Ao longo do evento no Planalto, o presidente da República citou o plano que tinha o objetivo de assassiná-lo junto com o vice-presidente, Geraldo Alckmin, e Moraes.
— Sempre seremos implacáveis contra qualquer tentativa de golpe. Todos pagarão pelos crimes que cometeram, ninguém está preso injustamente. Inclusive quem planejou nosso assassinato. Mas terão amplo direito de defesa, é claro. Ainda estamos aqui. Estamos aqui para dizer que a democracia está viva, ao contrário do que planejavam os golpistas — disse Lula, fazendo referência ao filme que deu a Fernanda Torres o Globo de Ouro de melhor atriz em filme de drama.
O presidente assinou ainda a criação do Prêmio Eunice Paiva de Defesa da Democracia. A advogada, interpretada por Fernanda Torres, dedicou a vida à memória do marido, o ex-deputado Rubens Paiva, morto sob tortura durante a ditadura. A premiação visa homenagear pessoas que contribuíram pela preservação da democracia.
Lula brincou ainda com Moraes sobre o apelido “Xandão”. Segundo o presidente, a referência é um sinal de popularidade do ministro por suas ações.
— Tenho 79 anos, já vivi muito vendo a vida da Suprema Corte e nunca conheci um ministro da Suprema Corte que tivesse um apelido dado pelo povo, chamado Xandão. É um apelido que já pegou. E não adianta ficar nervoso, porque ninguém vai parar de te chamar de Xandão.
Em seguida, o presidente agradeceu a presença dos comandantes do Exército, Tomás Paiva; da Marinha, Marcos Olsen; e da Aeronáutica, Marcelo Damasceno. A fala ocorreu em meio à possibilidade de militares serem denunciados pela Procuradoria-Geral da República (PGR) na trama golpista e à tensão causada pela possibilidade de saída do ministro da Defesa, José Múcio.
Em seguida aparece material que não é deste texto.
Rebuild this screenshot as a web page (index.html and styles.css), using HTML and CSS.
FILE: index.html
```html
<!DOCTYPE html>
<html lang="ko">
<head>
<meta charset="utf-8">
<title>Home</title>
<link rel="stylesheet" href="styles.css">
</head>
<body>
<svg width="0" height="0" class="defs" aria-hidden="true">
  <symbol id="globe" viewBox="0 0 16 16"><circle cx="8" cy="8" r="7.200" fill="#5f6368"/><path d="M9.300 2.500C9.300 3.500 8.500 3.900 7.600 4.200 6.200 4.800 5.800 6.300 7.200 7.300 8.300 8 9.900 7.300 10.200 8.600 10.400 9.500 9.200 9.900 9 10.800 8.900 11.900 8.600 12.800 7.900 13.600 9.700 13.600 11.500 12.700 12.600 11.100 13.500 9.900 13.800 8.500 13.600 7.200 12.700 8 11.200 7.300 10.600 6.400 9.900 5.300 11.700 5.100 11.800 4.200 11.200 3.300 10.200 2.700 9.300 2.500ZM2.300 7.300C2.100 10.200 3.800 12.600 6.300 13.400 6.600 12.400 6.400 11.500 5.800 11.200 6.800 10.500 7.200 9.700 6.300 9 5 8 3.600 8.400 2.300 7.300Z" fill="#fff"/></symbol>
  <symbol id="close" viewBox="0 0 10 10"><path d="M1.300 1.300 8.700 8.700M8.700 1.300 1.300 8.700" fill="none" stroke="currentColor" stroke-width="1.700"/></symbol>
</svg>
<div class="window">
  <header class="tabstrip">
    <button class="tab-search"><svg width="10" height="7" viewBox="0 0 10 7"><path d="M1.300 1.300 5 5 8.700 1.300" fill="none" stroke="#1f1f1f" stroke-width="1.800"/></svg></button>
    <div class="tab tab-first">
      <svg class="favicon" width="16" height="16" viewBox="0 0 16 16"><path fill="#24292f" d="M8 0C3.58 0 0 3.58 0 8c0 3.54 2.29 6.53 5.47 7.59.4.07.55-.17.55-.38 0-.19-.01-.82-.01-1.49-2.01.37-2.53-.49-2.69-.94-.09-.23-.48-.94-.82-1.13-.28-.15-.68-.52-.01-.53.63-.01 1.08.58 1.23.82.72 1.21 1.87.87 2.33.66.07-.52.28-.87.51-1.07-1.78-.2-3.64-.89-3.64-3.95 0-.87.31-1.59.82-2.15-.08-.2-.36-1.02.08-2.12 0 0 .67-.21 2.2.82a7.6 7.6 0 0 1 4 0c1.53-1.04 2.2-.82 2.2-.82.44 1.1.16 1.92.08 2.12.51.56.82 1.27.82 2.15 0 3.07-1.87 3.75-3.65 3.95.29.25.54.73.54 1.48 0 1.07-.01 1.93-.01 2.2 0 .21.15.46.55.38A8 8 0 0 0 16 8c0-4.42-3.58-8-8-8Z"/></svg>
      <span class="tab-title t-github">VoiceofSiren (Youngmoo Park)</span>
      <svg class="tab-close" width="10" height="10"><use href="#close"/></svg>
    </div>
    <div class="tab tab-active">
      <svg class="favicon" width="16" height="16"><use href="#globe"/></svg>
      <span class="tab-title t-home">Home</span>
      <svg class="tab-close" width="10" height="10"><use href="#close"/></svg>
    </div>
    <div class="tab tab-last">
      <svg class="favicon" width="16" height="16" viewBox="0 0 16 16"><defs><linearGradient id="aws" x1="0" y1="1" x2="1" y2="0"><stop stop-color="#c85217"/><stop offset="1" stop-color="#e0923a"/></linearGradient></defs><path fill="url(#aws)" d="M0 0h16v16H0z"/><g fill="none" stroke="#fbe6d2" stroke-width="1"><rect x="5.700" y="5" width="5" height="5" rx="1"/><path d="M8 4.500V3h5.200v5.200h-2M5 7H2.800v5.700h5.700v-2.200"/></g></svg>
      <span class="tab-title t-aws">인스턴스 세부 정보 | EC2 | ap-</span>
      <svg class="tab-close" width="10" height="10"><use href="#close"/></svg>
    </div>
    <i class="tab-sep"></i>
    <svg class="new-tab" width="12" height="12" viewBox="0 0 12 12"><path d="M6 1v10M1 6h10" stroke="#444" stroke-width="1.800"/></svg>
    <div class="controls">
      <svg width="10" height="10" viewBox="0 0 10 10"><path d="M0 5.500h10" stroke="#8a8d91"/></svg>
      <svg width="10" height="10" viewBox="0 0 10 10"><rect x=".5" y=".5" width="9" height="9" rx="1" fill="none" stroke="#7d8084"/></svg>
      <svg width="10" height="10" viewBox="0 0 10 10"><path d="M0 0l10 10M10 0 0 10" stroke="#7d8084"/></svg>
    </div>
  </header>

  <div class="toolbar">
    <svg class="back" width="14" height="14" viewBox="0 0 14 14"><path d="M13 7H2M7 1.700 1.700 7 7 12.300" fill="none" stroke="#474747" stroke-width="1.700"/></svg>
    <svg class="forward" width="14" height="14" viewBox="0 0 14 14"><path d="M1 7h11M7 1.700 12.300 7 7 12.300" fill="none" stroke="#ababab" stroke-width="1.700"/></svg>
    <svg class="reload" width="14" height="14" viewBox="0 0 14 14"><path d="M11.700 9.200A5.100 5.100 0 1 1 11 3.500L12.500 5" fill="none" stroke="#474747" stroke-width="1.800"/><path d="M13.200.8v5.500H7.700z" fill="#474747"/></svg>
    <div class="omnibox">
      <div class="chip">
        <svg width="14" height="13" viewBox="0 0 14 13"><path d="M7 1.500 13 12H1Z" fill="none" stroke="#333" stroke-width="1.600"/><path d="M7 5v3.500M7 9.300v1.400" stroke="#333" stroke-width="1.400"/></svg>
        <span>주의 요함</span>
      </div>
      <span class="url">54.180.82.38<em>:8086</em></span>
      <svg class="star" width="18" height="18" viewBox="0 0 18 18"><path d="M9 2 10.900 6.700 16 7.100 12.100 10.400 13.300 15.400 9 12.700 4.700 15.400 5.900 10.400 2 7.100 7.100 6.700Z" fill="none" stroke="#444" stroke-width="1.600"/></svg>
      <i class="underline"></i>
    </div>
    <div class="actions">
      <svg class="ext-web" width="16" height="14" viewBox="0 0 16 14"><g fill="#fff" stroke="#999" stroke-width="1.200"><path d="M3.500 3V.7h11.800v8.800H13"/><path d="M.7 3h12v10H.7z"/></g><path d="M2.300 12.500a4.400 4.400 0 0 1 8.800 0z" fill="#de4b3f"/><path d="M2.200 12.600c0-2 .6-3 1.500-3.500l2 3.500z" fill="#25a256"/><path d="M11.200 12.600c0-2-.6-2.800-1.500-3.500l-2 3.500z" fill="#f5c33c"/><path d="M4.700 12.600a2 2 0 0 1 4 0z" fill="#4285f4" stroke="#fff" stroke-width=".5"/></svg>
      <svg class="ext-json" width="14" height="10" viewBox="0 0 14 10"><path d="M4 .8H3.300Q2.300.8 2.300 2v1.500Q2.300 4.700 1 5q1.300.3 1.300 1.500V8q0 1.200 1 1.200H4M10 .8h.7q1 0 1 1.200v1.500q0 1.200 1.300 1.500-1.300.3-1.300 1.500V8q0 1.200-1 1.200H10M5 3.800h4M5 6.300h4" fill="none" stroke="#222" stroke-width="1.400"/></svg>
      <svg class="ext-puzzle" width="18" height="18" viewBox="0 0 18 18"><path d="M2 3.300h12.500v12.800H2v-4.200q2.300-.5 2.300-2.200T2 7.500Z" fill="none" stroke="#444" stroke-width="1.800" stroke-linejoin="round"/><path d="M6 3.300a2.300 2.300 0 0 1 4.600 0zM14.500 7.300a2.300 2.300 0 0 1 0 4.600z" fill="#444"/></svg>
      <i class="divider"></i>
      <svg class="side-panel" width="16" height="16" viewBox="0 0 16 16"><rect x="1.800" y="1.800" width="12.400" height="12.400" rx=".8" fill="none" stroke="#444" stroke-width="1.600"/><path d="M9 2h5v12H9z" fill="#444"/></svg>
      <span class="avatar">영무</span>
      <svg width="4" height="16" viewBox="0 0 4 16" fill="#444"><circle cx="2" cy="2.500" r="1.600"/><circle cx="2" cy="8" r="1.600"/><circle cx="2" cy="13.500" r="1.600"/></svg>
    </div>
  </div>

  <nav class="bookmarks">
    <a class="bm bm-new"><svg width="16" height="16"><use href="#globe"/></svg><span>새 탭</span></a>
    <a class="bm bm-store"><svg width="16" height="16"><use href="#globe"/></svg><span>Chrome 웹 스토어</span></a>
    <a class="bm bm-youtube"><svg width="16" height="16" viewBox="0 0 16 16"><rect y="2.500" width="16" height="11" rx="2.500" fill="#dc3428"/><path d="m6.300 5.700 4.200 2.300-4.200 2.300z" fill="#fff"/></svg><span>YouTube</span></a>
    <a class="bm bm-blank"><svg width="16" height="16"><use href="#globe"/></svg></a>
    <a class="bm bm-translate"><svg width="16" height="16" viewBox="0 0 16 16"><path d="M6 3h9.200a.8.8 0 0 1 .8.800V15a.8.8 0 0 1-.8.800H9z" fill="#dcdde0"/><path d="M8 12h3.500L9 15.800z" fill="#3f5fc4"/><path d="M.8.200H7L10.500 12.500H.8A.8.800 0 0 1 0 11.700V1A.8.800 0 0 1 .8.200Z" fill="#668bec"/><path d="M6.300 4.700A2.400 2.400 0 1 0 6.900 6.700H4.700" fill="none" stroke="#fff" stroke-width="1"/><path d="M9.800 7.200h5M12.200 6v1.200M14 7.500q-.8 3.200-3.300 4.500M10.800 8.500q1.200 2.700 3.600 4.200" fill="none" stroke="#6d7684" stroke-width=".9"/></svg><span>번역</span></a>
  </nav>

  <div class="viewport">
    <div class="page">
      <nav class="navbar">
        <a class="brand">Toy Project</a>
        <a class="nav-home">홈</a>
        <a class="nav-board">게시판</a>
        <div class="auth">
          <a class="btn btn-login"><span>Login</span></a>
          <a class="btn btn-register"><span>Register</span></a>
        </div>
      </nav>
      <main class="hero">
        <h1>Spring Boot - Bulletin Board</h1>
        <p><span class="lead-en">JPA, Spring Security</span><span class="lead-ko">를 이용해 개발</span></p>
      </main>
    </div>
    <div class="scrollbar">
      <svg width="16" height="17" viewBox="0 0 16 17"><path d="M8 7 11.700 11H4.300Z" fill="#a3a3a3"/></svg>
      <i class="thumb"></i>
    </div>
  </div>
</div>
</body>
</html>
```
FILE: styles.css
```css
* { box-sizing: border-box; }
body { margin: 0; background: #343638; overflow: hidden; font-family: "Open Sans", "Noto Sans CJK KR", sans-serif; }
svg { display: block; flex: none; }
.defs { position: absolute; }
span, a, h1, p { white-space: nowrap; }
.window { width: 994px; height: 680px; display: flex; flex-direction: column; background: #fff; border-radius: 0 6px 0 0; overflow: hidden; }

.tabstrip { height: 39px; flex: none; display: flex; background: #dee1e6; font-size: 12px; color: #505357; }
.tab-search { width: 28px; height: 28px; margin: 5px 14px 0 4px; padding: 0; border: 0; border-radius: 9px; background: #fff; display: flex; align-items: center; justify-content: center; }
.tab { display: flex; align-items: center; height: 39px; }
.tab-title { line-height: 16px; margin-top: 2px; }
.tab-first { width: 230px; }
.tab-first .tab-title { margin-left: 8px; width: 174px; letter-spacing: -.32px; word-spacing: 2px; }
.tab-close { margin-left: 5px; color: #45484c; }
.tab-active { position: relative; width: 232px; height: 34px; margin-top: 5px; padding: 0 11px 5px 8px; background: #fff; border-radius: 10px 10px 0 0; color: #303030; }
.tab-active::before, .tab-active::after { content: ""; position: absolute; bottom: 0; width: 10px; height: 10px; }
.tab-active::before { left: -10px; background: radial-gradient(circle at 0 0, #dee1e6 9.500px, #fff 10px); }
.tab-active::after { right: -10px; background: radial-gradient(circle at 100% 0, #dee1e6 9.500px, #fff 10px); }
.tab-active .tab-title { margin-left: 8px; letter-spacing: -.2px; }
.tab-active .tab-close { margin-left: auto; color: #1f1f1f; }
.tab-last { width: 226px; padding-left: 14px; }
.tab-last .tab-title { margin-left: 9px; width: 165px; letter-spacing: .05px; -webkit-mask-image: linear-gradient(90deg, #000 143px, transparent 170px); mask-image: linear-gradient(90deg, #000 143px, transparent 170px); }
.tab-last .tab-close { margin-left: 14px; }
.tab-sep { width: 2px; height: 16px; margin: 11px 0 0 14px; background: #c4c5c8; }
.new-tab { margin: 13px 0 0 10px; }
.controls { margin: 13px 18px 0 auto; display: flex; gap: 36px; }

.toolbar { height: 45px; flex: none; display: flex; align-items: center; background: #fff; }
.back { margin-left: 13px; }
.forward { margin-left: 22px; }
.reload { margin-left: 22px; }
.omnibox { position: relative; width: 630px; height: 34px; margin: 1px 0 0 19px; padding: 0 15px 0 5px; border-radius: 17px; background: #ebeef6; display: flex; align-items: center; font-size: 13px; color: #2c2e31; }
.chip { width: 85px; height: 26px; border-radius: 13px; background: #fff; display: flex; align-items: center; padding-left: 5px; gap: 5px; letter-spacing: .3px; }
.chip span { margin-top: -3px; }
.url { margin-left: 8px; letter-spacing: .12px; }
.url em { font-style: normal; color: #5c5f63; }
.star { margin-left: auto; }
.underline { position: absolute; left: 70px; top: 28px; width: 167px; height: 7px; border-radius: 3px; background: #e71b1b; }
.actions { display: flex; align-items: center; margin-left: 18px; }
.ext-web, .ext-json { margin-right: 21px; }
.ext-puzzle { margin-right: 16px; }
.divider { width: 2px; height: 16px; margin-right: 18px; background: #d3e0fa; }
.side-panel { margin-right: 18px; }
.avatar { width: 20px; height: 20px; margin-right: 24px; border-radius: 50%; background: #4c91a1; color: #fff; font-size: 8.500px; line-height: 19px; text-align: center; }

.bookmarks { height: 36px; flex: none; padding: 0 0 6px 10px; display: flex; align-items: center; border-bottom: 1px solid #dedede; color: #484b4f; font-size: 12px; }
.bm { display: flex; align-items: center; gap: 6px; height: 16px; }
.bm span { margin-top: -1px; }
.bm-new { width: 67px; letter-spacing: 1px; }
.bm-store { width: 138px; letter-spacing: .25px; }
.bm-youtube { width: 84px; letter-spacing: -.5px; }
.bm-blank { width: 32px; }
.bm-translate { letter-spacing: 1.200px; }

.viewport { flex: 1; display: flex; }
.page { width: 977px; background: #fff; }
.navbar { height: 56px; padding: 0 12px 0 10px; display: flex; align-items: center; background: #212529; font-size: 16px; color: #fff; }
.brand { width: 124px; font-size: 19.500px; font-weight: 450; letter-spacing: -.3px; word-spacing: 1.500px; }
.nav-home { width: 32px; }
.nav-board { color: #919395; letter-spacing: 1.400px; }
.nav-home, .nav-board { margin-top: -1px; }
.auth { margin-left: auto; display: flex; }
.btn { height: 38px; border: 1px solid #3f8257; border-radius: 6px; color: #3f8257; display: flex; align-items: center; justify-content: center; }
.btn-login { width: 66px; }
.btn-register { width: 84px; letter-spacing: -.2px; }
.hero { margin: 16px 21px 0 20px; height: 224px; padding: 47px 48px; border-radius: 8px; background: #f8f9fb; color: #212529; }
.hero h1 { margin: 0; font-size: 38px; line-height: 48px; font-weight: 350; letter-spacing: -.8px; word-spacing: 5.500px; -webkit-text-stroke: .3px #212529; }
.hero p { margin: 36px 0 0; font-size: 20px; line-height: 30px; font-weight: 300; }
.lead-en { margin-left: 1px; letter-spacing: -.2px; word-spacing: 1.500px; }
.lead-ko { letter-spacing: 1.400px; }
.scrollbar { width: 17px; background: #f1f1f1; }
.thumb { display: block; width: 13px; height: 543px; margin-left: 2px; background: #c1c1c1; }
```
Integrantes do governo e ex-ministros da Defesa avaliam que, embora Múcio tenha apaziguado a relação das Forças Armadas com Lula, qualquer novo episódio mal conduzido pode gerar um novo tensionamento.
Lula chamou ainda os participantes do plano para assassiná-lo de “aloprados” e “irresponsáveis”.
O vice-presidente do STF, Edson Fachin, levou à cerimônia uma mensagem de Barroso, que descreve o 8 de Janeiro como “uma trama que visava ao golpe de Estado”.
— Não devemos ter ilusões da narrativa falsa de que enfrentar o golpismo constituiria autoritarismo. É o disfarce dos que não desistiram das aventuras antidemocráticas com a supressão dos direitos humanos. Não virão tempos fáceis, mas precisamos continuar a resistir — leu Fachin.
Em seu discurso, o ministro acrescentou que a Constituição “estabeleceu o modo pelo que se dá a alternância do poder, pelo voto popular, secreto e direto” e que “os resultados (das eleições) devem ser respeitados dentro da legalidade”.
— O STF teve e tem papel decisivo na defesa da lei e da ordem democrática, junto aos demais Poderes aqui representados. — disse Fachin.
Enviado por Pacheco, o senador Veneziano Vital do Rêgo, primeiro-vice-presidente da Casa, pediu punição aos que tramaram o plano para assassinar autoridades.
— Entre membros das Forças houve aqueles que não se predispuseram a subjugar-se à infâmia dos que tentavam e tramavam contra as vidas — disse o parlamentar.
Em nota, Pacheco afirmou que não há “liberdade fora da democracia”. O senador está fora do país e, por isso, não participou do evento. “O país reafirma, neste 8 de janeiro, preceitos fundamentais que forjaram a nossa sociedade. E o principal deles diz respeito às liberdades. E não há liberdade verdadeira, responsável e plena fora do regime democrático”, disse Pacheco.
Representando Lira, que está em Alagoas, a deputada Maria do Rosário (PT-RS) declarou que “quem tentar romper a democracia não terá leniência”. Já a primeira-dama Janja afirmou em discurso que o país “não aceita mais o autoritarismo” e citou a restauração das obras destruídas durante as invasões como um “antídoto contra as tentações autoritárias”.
Em solenidade no STF, Moraes disse que atuará para que as redes sociais não sejam “instrumentalizadas” para propagar discursos extremistas. No mesmo evento, o decano da Corte, Gilmar Mendes, afirmou que o governo do ex-presidente Jair Bolsonaro disseminou “discurso de ódio, o fanatismo político e a indústria de desinformação”.